EXERCISE DETAILS
Write out the listing below without alteration, omitting its pictures.

## start MATERIAL

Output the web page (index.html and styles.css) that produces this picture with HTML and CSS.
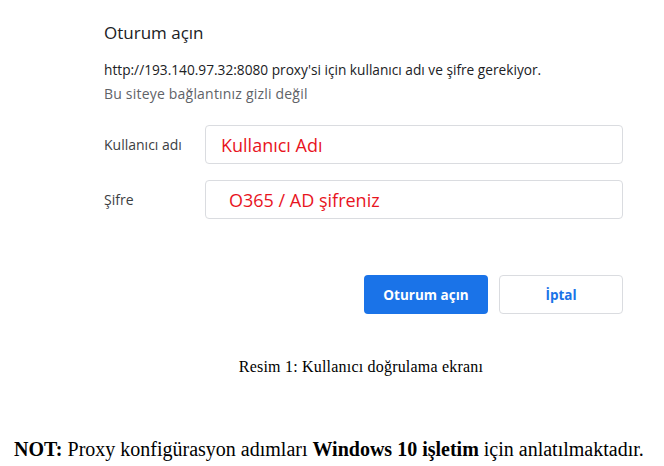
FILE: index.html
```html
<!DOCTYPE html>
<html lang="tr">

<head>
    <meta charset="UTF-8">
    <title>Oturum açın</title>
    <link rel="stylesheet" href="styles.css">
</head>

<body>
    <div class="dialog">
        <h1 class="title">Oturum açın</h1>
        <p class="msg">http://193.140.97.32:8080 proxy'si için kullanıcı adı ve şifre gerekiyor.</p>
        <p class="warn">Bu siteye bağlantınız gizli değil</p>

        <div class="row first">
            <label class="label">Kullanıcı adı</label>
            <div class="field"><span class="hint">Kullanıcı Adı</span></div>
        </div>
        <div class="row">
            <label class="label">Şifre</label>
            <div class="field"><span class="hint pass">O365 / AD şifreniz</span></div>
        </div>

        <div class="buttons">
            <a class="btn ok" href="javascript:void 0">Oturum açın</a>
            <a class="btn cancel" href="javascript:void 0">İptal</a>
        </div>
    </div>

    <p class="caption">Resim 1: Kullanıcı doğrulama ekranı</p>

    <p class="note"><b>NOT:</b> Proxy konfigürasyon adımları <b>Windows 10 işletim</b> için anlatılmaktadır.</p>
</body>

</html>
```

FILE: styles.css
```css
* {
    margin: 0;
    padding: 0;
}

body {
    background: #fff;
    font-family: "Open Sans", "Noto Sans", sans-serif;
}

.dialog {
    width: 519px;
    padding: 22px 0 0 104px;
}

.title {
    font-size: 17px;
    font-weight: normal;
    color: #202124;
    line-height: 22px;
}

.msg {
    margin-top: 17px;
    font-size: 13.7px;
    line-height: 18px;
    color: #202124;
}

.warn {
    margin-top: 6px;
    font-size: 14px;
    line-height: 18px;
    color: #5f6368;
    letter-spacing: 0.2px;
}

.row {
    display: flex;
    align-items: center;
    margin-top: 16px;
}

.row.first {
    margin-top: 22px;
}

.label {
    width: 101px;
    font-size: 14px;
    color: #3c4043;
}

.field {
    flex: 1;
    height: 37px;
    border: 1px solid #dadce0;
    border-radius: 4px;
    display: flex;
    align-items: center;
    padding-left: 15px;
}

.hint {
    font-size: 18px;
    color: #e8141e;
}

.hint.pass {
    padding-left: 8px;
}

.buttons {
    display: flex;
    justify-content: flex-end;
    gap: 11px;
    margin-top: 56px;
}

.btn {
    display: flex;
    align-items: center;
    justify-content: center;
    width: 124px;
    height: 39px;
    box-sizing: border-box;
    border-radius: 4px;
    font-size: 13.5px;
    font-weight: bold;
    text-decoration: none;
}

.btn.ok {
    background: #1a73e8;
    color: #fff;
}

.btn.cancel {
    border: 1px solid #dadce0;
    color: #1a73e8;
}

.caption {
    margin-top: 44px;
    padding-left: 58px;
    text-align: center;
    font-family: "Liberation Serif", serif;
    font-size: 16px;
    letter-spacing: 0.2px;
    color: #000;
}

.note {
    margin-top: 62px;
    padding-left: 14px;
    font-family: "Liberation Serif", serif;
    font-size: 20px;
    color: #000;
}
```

## end MATERIAL

SOLUTION BELOW
Output the web page (index.html and styles.css) that produces this picture with HTML and CSS.
FILE: index.html
```html
<!DOCTYPE html>
<html lang="tr">

<head>
    <meta charset="UTF-8">
    <title>Oturum açın</title>
    <link rel="stylesheet" href="styles.css">
</head>

<body>
    <div class="dialog">
        <h1 class="title">Oturum açın</h1>
        <p class="msg">http://193.140.97.32:8080 proxy'si için kullanıcı adı ve şifre gerekiyor.</p>
        <p class="warn">Bu siteye bağlantınız gizli değil</p>

        <div class="row first">
            <label class="label">Kullanıcı adı</label>
            <div class="field"><span class="hint">Kullanıcı Adı</span></div>
        </div>
        <div class="row">
            <label class="label">Şifre</label>
            <div class="field"><span class="hint pass">O365 / AD şifreniz</span></div>
        </div>

        <div class="buttons">
            <a class="btn ok" href="javascript:void 0">Oturum açın</a>
            <a class="btn cancel" href="javascript:void 0">İptal</a>
        </div>
    </div>

    <p class="caption">Resim 1: Kullanıcı doğrulama ekranı</p>

    <p class="note"><b>NOT:</b> Proxy konfigürasyon adımları <b>Windows 10 işletim</b> için anlatılmaktadır.</p>
</body>

</html>
```

FILE: styles.css
```css
* {
    margin: 0;
    padding: 0;
}

body {
    background: #fff;
    font-family: "Open Sans", "Noto Sans", sans-serif;
}

.dialog {
    width: 519px;
    padding: 22px 0 0 104px;
}

.title {
    font-size: 17px;
    font-weight: normal;
    color: #202124;
    line-height: 22px;
}

.msg {
    margin-top: 17px;
    font-size: 13.7px;
    line-height: 18px;
    color: #202124;
}

.warn {
    margin-top: 6px;
    font-size: 14px;
    line-height: 18px;
    color: #5f6368;
    letter-spacing: 0.2px;
}

.row {
    display: flex;
    align-items: center;
    margin-top: 16px;
}

.row.first {
    margin-top: 22px;
}

.label {
    width: 101px;
    font-size: 14px;
    color: #3c4043;
}

.field {
    flex: 1;
    height: 37px;
    border: 1px solid #dadce0;
    border-radius: 4px;
    display: flex;
    align-items: center;
    padding-left: 15px;
}

.hint {
    font-size: 18px;
    color: #e8141e;
}

.hint.pass {
    padding-left: 8px;
}

.buttons {
    display: flex;
    justify-content: flex-end;
    gap: 11px;
    margin-top: 56px;
}

.btn {
    display: flex;
    align-items: center;
    justify-content: center;
    width: 124px;
    height: 39px;
    box-sizing: border-box;
    border-radius: 4px;
    font-size: 13.5px;
    font-weight: bold;
    text-decoration: none;
}

.btn.ok {
    background: #1a73e8;
    color: #fff;
}

.btn.cancel {
    border: 1px solid #dadce0;
    color: #1a73e8;
}

.caption {
    margin-top: 44px;
    padding-left: 58px;
    text-align: center;
    font-family: "Liberation Serif", serif;
    font-size: 16px;
    letter-spacing: 0.2px;
    color: #000;
}

.note {
    margin-top: 62px;
    padding-left: 14px;
    font-family: "Liberation Serif", serif;
    font-size: 20px;
    color: #000;
}
```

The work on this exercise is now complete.